A new COVID-19 at-home student screening program has been introduced to help protect the unvaccinated NWT student population ages 5-11.
This program is being offered where there is the highest risk for large-scale community spread including in the territory’s largest elementary schools along with any smaller school close to large outbreak centers.
Included in the program are 12 schools in Yellowknife, Hay River, Behchokǫ̀, Inuvik, Ndilǫ and Dettah.
Chief Public Health Officer Dr. Kami Kandola says this home monitoring program is an important part of the safe return to school plans.
“This non-invasive test, performed at home, will help keep our children safe from a potential outbreak while ensuring in-class learning is maximized,” she adds.
Parents will have the option to volunteer to have their children included in the program. Each week, a random sampling of 10 percent of classroom students will be selected for testing.
These tests will be administered using the at-home rapid response test by parents or the student themselves and involves a simple swab in the lower region of the nose, which offers immediate test results.
Health and Social Services Minister Julie Green says this screening program will allow public health to detect asymptomatic cases of COVID-19 among students and respond quickly to isolate cases and reduce the risk of spread within the schools.
“If participation is high enough, we are hopeful that this program will help to ensure the continuation of in-person learning,” she adds.
Results will be reported through an online platform, or a paper form if preferred. Only the program administrator at the child’s school will have access to test results.

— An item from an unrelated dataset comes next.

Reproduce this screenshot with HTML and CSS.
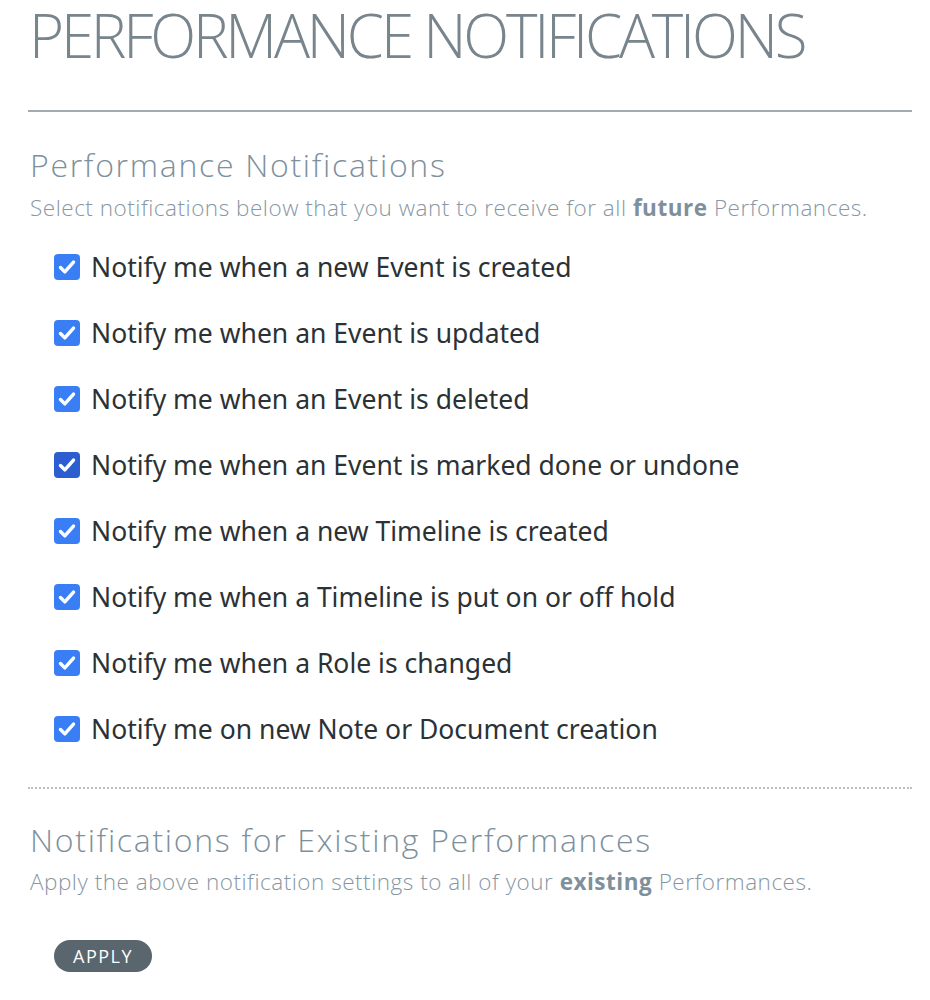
FILE: index.html
```html
<!DOCTYPE html>
<html>
<head>
<title>Performance Notifications</title>
<link rel="stylesheet" href="styles.css">
</head>
<body>
<div class="page">
  <h1 class="title">PERFORMANCE NOTIFICATIONS</h1>

  <div class="section">
    <h2 class="section-title">Performance Notifications</h2>
    <p class="lead">Select notifications below that you want to receive for all <b>future</b> Performances.</p>
    <ul class="checks">
      <li><span class="box"><svg viewBox="0 0 24 24"><path d="M6 12.5l4 4 8-9"/></svg></span>Notify me when a new Event is created</li>
      <li><span class="box"><svg viewBox="0 0 24 24"><path d="M6 12.5l4 4 8-9"/></svg></span>Notify me when an Event is updated</li>
      <li><span class="box"><svg viewBox="0 0 24 24"><path d="M6 12.5l4 4 8-9"/></svg></span>Notify me when an Event is deleted</li>
      <li><span class="box focus"><svg viewBox="0 0 24 24"><path d="M6 12.5l4 4 8-9"/></svg></span>Notify me when an Event is marked done or undone</li>
      <li><span class="box"><svg viewBox="0 0 24 24"><path d="M6 12.5l4 4 8-9"/></svg></span>Notify me when a new Timeline is created</li>
      <li><span class="box"><svg viewBox="0 0 24 24"><path d="M6 12.5l4 4 8-9"/></svg></span>Notify me when a Timeline is put on or off hold</li>
      <li><span class="box"><svg viewBox="0 0 24 24"><path d="M6 12.5l4 4 8-9"/></svg></span>Notify me when a Role is changed</li>
      <li><span class="box"><svg viewBox="0 0 24 24"><path d="M6 12.5l4 4 8-9"/></svg></span>Notify me on new Note or Document creation</li>
    </ul>
  </div>

  <div class="section existing">
    <h2 class="section-title">Notifications for Existing Performances</h2>
    <p class="lead">Apply the above notification settings to all of your <b>existing</b> Performances.</p>
    <button class="apply">APPLY</button>
  </div>
</div>
</body>
</html>
```

FILE: styles.css
```css
body {
  margin: 0;
  background: #fff;
}
.page {
  padding: 0 18px 0 28px;
}
.title {
  margin: 0;
  padding: 0 0 0 1px;
  font-family: "Open Sans", sans-serif;
  font-weight: 300;
  font-size: 60px;
  line-height: 70px;
  letter-spacing: -3.2px;
  color: #78858d;
  box-sizing: border-box;
  height: 112px;
  border-bottom: 2px solid #a2abb2;
}
.section {
  padding-top: 33px;
}
.section-title {
  margin: 0;
  padding-left: 2px;
  font-family: "Open Sans", sans-serif;
  font-weight: 300;
  font-size: 32px;
  line-height: 40px;
  letter-spacing: 1.7px;
  color: #7d909c;
}
.lead {
  margin: 8px 0 0 0;
  padding-left: 2px;
  font-family: "Open Sans", sans-serif;
  font-weight: 300;
  font-size: 22.5px;
  line-height: 30px;
  letter-spacing: 0.52px;
  color: #8797a3;
}
.lead b {
  font-weight: 700;
  color: #7d909c;
}
.checks {
  list-style: none;
  margin: 11px 0 0 0;
  padding: 0 0 25px 26px;
  border-bottom: 2px dotted #b9c0c5;
}
.checks li {
  display: flex;
  align-items: center;
  gap: 11px;
  height: 66px;
  font-family: "Noto Sans", sans-serif;
  font-size: 26.5px;
  color: #2b3236;
}
.box {
  width: 26px;
  height: 26px;
  border-radius: 4px;
  background: #3a7ef6;
  display: flex;
  flex: none;
}
.box.focus {
  background: #2c5ed0;
}
.box svg {
  width: 26px;
  height: 26px;
  fill: none;
  stroke: #fff;
  stroke-width: 3.2;
  stroke-linecap: round;
  stroke-linejoin: round;
}
.existing {
  padding-top: 31px;
}
.existing .lead {
  margin-top: 7px;
}
.apply {
  display: block;
  margin: 43px 0 0 26px;
  height: 32px;
  padding: 0 19px;
  border: 0;
  border-radius: 16px;
  background: #59666d;
  color: #fff;
  font-family: "Open Sans", sans-serif;
  font-size: 18px;
  letter-spacing: 1.5px;
  cursor: pointer;
}
```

Once all identifying information has been removed from the data, they will be forwarded along to the Department of HSS.
Any positive test results will require confirmation at a health centre or COVID screening site and students will be required to isolate while they await confirmation of the test results.
Kandola says the program will continue until a vaccine is widely available to this population and uptake is high enough.
“This program can only be offered if there is enough participation from students to meet the minimum testing requirements for the program,” she adds.
Kandola says this approach is being used widely in both school and workplace settings across Canada and is considered a key tool in controlling the spread of the disease and enabling in person learning and working to continue.